The room's tension snapped when the door banged open.

"Lieutenant Saye! Enough!"

Captain Lily Cassandra stormed in, her presence slicing the air. Sergeants followed at her heels.

"Step away from him! Now!" Her voice cracked like a whip.

Caleb hesitated, then released Owen, stepping back. His jaw worked furiously.

Owen smirked, brushing his shirt. As the sergeants dispersed, he leaned close enough for only Caleb to hear. His whisper was poison.

"You know, old man… one of these days you'll lose everything. Your little facade will peel away. And I'll be there. Smiling. Watching."

For a flicker of a second, Caleb saw it—Owen's grin, sharp, cruel. But then it was gone. Neutral face again. Had he imagined it?

Caleb's chest tightened.

"Lieutenant. My office. Now." Lily's tone left no room for argument.

---

In her office, Lily paced like a caged predator. Caleb stood, silent, the anger still simmering beneath his skin.

"Things are ugly," Lily snapped.

Caleb's brow furrowed. "Define ugly."

"The feds are circling. We ignored the Halverns' dirt for too long. Victoria Lockridge's ring, the whistleblower suicide, all of it. They think we're compromised. Slate's under fire. The mayor's breathing down my neck. And now Karan Mehra's murder?"
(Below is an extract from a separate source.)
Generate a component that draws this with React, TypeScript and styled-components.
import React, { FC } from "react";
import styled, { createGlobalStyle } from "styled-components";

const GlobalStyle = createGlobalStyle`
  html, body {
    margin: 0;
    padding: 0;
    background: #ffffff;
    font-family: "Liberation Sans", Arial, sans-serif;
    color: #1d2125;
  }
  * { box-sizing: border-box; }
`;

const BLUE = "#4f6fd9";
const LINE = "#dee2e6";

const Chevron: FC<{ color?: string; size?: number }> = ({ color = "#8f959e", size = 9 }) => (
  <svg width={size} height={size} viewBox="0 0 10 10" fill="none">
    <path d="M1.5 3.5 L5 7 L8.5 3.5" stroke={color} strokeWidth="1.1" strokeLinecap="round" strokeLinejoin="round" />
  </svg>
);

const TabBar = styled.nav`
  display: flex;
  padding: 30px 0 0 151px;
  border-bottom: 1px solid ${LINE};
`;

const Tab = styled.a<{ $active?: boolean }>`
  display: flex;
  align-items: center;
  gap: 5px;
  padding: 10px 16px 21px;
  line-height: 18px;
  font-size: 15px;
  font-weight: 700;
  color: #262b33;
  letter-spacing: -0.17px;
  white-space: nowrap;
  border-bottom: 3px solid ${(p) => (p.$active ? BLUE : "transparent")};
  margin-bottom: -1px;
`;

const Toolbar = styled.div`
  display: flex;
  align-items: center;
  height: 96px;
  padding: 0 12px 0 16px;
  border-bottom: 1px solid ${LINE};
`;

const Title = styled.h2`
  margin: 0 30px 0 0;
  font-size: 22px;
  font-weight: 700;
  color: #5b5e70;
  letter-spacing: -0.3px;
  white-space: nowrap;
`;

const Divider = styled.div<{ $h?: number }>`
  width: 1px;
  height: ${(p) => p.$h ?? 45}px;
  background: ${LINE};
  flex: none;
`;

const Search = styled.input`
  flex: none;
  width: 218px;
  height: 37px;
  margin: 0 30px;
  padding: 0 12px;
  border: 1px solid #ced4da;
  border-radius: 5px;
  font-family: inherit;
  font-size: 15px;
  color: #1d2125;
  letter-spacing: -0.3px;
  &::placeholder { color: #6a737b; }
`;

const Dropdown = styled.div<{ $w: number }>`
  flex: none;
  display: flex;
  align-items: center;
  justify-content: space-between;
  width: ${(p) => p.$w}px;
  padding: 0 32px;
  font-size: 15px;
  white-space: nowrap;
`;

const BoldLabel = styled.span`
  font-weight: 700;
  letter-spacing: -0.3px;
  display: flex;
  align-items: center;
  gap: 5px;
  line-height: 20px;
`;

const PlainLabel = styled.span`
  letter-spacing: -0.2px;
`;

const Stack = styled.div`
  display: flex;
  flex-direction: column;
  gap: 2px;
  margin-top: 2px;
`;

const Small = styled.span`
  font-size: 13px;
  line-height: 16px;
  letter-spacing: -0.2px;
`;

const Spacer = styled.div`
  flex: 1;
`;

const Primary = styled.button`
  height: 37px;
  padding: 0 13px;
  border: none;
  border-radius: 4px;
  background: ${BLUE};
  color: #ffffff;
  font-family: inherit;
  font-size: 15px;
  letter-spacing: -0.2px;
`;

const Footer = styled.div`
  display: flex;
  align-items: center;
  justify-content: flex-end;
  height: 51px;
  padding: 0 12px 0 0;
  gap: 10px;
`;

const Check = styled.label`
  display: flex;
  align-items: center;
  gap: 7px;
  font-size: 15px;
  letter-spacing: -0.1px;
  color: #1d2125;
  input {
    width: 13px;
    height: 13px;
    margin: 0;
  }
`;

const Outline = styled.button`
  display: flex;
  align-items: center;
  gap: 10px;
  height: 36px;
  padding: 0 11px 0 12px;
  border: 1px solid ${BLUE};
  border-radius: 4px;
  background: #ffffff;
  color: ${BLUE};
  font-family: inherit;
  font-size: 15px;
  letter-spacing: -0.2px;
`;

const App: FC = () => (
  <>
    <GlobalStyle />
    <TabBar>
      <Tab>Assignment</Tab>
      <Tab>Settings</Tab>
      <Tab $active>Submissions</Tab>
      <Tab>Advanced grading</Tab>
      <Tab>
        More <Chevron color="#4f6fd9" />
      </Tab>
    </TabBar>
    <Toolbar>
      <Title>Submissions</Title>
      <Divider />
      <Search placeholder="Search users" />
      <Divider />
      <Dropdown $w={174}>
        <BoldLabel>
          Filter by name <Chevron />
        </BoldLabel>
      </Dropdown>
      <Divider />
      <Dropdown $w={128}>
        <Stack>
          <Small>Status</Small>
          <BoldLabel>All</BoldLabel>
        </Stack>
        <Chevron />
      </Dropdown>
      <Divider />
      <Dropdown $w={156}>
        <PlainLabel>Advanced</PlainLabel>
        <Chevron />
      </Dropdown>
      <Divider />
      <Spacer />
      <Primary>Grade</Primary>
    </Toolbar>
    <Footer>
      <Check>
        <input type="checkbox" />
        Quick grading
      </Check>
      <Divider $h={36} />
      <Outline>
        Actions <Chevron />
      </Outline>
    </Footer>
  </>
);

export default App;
She spun toward him, eyes sharp. "If the feds connect Karan to Halverns—and to us—it's over. Our little arrangement. Our careers. Everything."

Caleb's voice was low. "So what's the move?"

"We silence loose ends. But it's complicated."

"Why?"

"Karan had family. A brother—Arjun Desai. A niece—Rhea Desai."

She shoved photos onto the desk.

Caleb's eyes fell on Arjun's picture. His breath caught. Recognition flared.

Lily noticed instantly. "You know him."

Caleb's mouth opened. He wanted to answer. To deny, to explain—he didn't know which.

But his phone buzzed. He glanced down.

Aubrey Wynter.

The name flashed across the screen like a blade.

Lily leaned over, saw it, her jaw tightening. "Answer it."